Edit: the accepted answer works perfectly, here is the rules file that I used: https://gist.github.com/dsenkus/9250134b338b9862585963dfdf450e13
And the script that was used to generate it: https://gist.github.com/dsenkus/17ddbd29d53bd6dd2cf4051bd05ad44d (generated results requires some cleanup, since some special letters do not exist in UTF8, and 3rd h letter is not recognized, ℎ should be used as value)
Upvotes: 2
Views: 2549
Reputation: 246298
You need the unaccent contrib module:
CREATE EXTENSION unaccent;
Then you need to create a file my_unaccent.rules
in the tsearch_data
subdirectory of the PostgreSQL share directory that contains the character-wise mapping you need.

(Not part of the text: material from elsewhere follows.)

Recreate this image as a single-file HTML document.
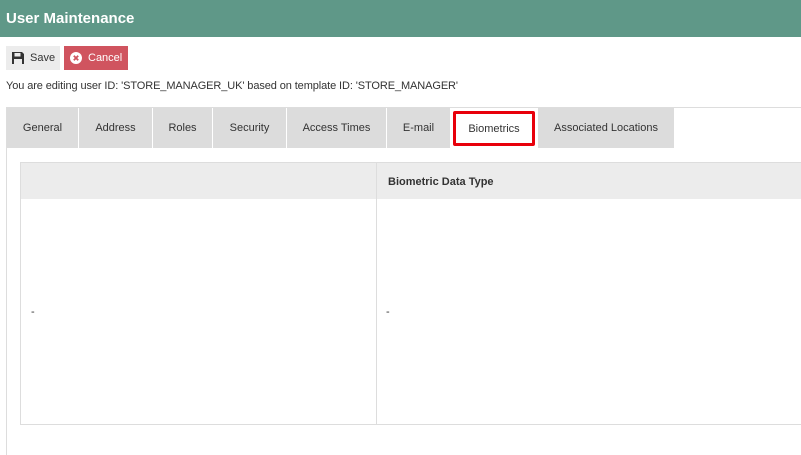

This is something you have to build yourself.
Then you can create a dictionary using it:
CREATE TEXT SEARCH DICTIONARY my_unaccent (TEMPLATE = unaccent, RULES = 'my_unaccent');
Then you can create a new text search configuration based on simple
that uses that dictionary:
CREATE TEXT SEARCH CONFIGURATION my_unaccent (COPY = simple);
ALTER TEXT SEARCH CONFIGURATION my_unaccent
ALTER MAPPING FOR asciihword, asciiword, hword, hword_asciipart, hword_part, word
WITH my_unaccent, simple;
This full text search configuration should so what you need.
Upvotes: 5